I (16M) have done irreparable damage to my relationship with my (16F) girlfriend.

A few days ago my girlfriend’s grandmother passed away in front of her. For context, she has now seen three of her grandparents pass away with one of them being the family member she was closest to.

When it happened, I stayed on the phone for about an hour, at which point she had also stopped responding much probably as she was processing everything. Due to my years of emotional neglect towards myself, here I found that I neglected her, and didn’t even realise it.

About two hours after it happened, I told her I had to go to the gym. At the time I didn’t think much of it and in my mind I just thought that she might want to be on her own and I didn’t want to be pushy and let her process what happened. This was the wrong approach.

Fast forward to yesterday, it was a public holiday and almost every weekend my parents and I go out as a family for 5+ hours. She doesn’t like this much as she’d like me to talk to her but understands that I have to spend time with my parents as well. This weekend however was different. She had had one of the worst weeks of her life and yet I didn’t even try to argue with my parents to stay at home just to support her.

She kept saying she hates me but she says that whenever she’s upset with me and normally doesn’t mean it but this time was different. Then she told me about how I should’ve stayed home and she just wanted me to be there for her, also pointing out how I went to the gym the literal day it happened.

That’s when it dawned to me what a horrible fucker I’d been. I’d completely neglected her and it was all because I myself never understood my own emotions so I wasn’t able to understand hers.

Now I started profusely apologising and crying over text and although she forgave me eventually and even assured me that she’ll never leave me I can’t help but feel like it’s only down from here. I can’t help but feel that sooner or later she will resent me for it (as she should)

I assured her that I will also work on my emotional intelligence and maturity so that I can support her moving forward because I really want us to work out, however is what I did really something that can be forgiven?

For the record I have for years suppressed my own emotions and don’t really talk about how I feel completely but only a little bit. I also brush off most of my emotions and try to move past them which I suppose contributed to how I approached the situation.

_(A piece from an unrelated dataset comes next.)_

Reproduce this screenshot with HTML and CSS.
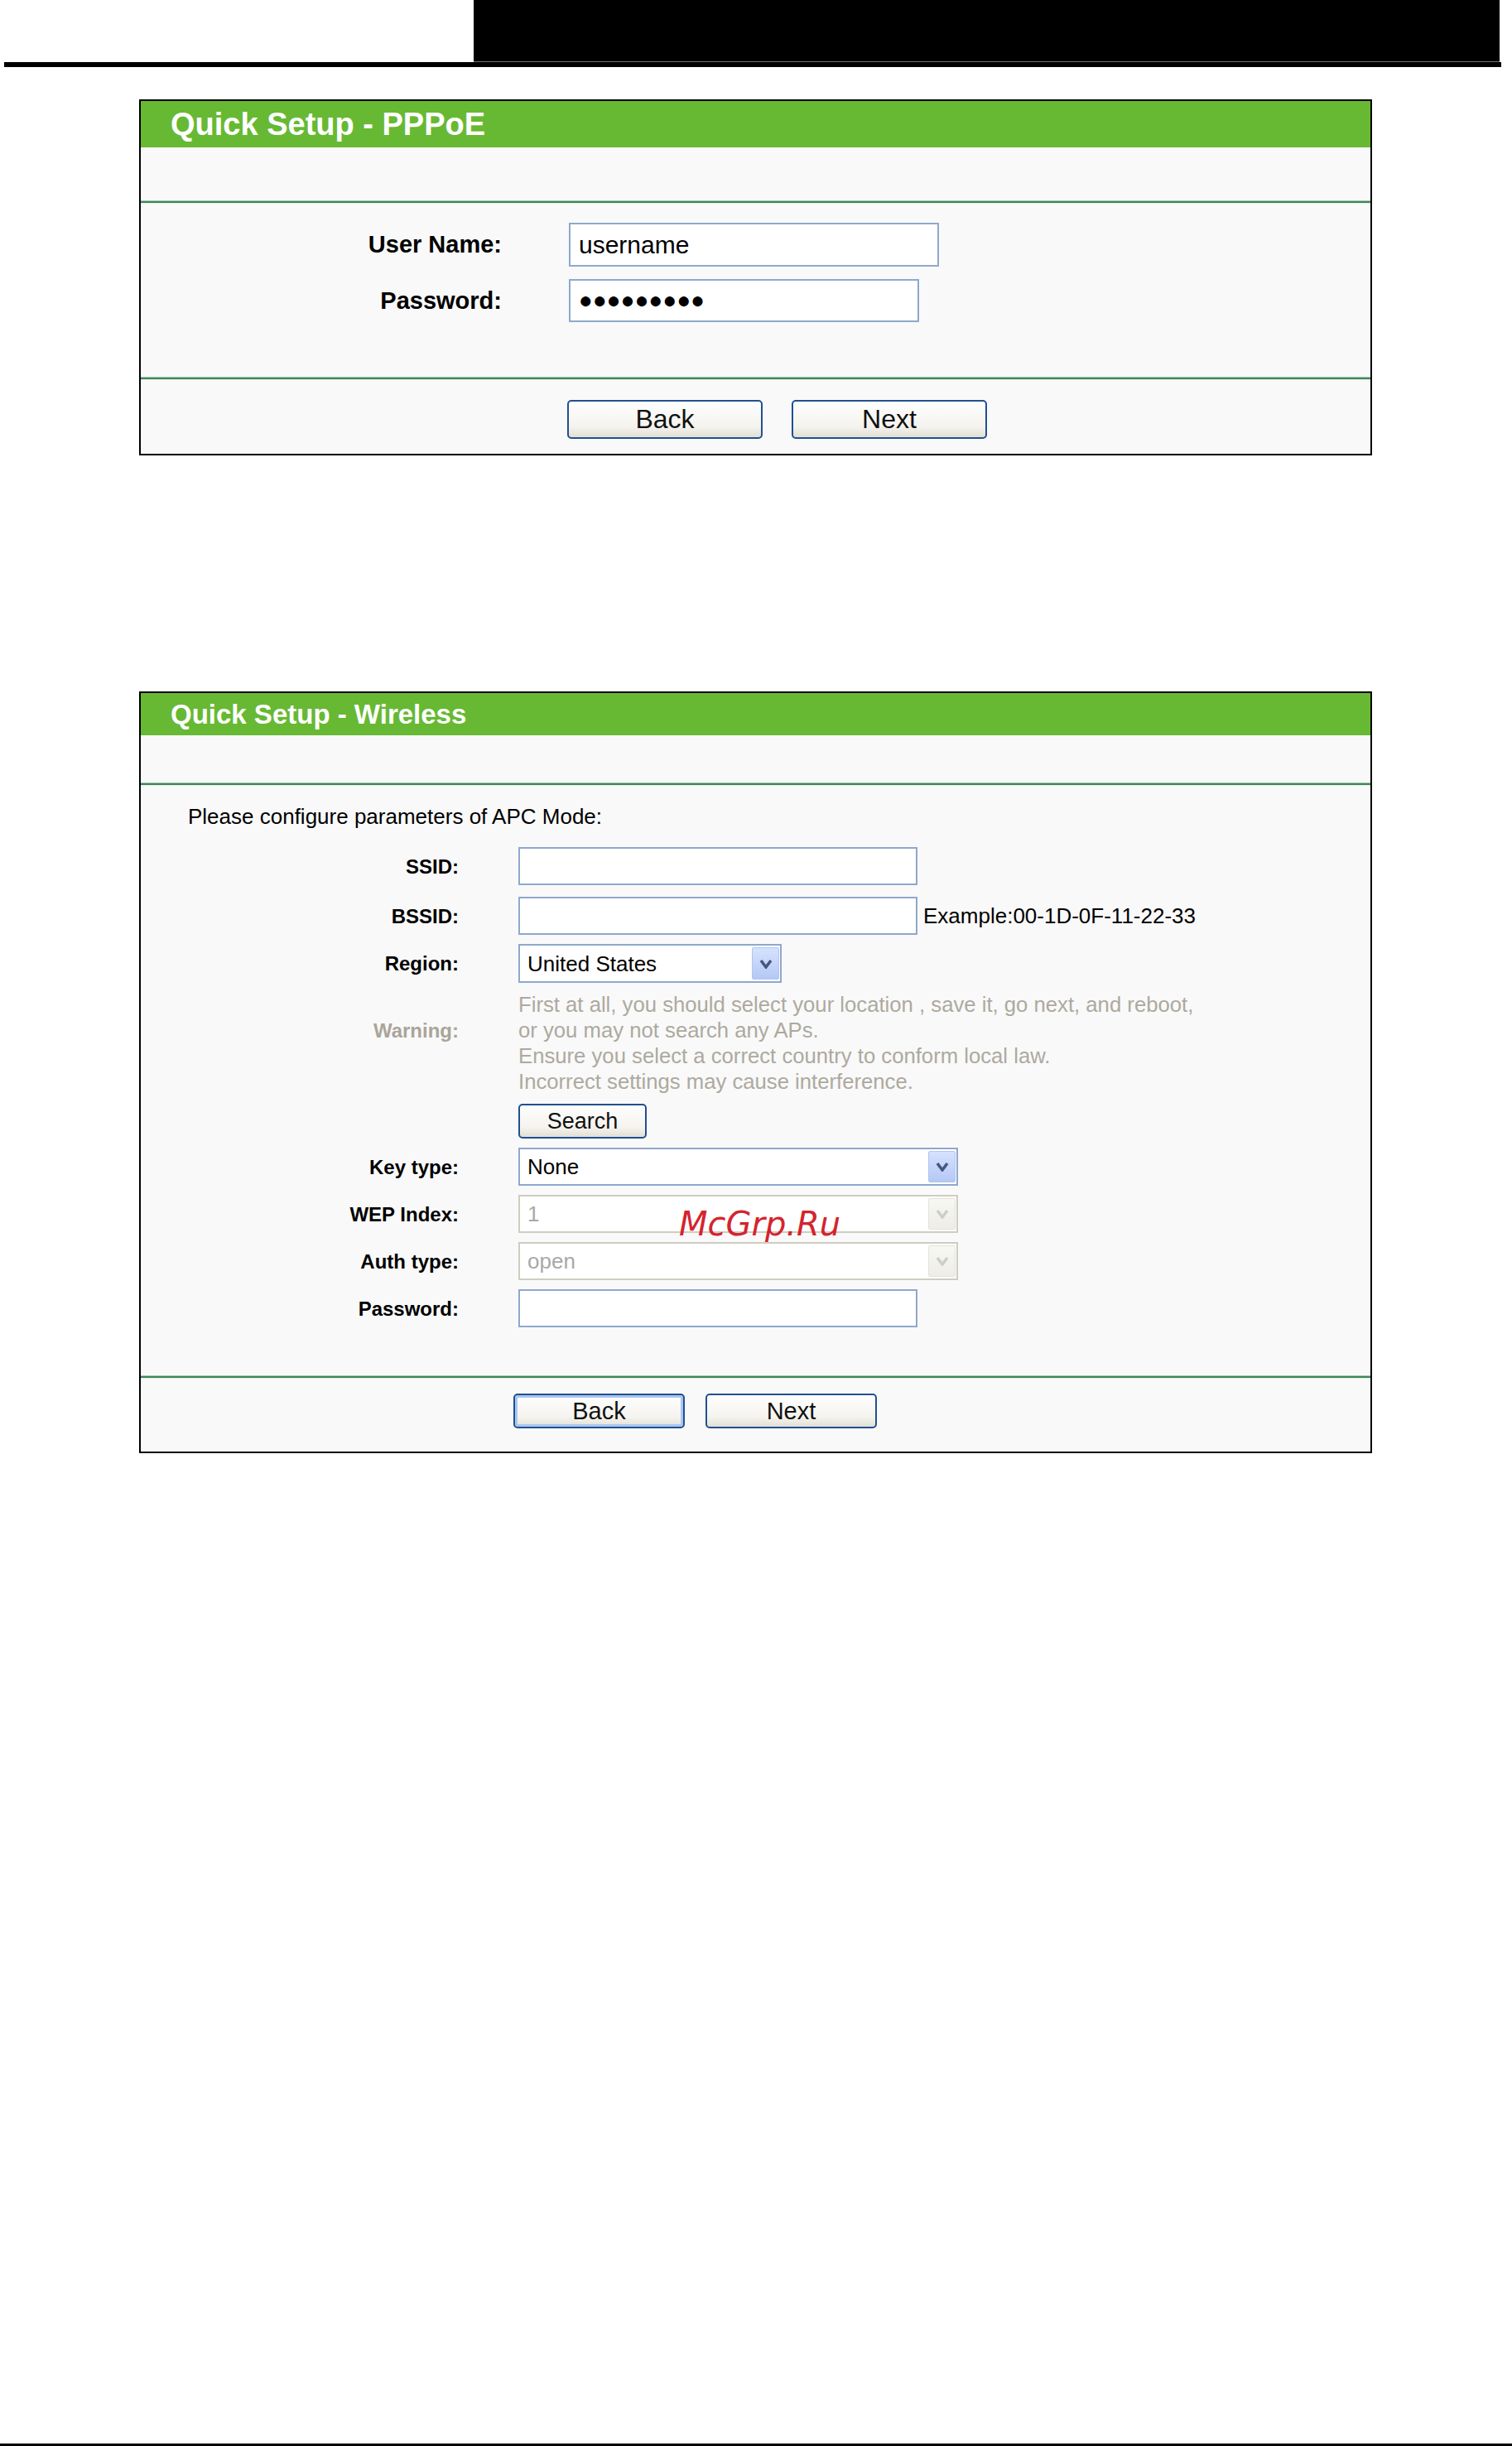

I’m starting to read more about emotional intelligence and emotional maturity but I really think I’m not deserving of her love. She is the best person in my life and loves me so much. She never fails to make me happy when I’m sad and always supports me no matter what. She always reassures me and makes me feel seen and heard.

Will she really be able to forgive me? Will working on myself really help the relationship or is this truly irreparable damage?

TL;DR – Messed up big time, can I really save the relationship?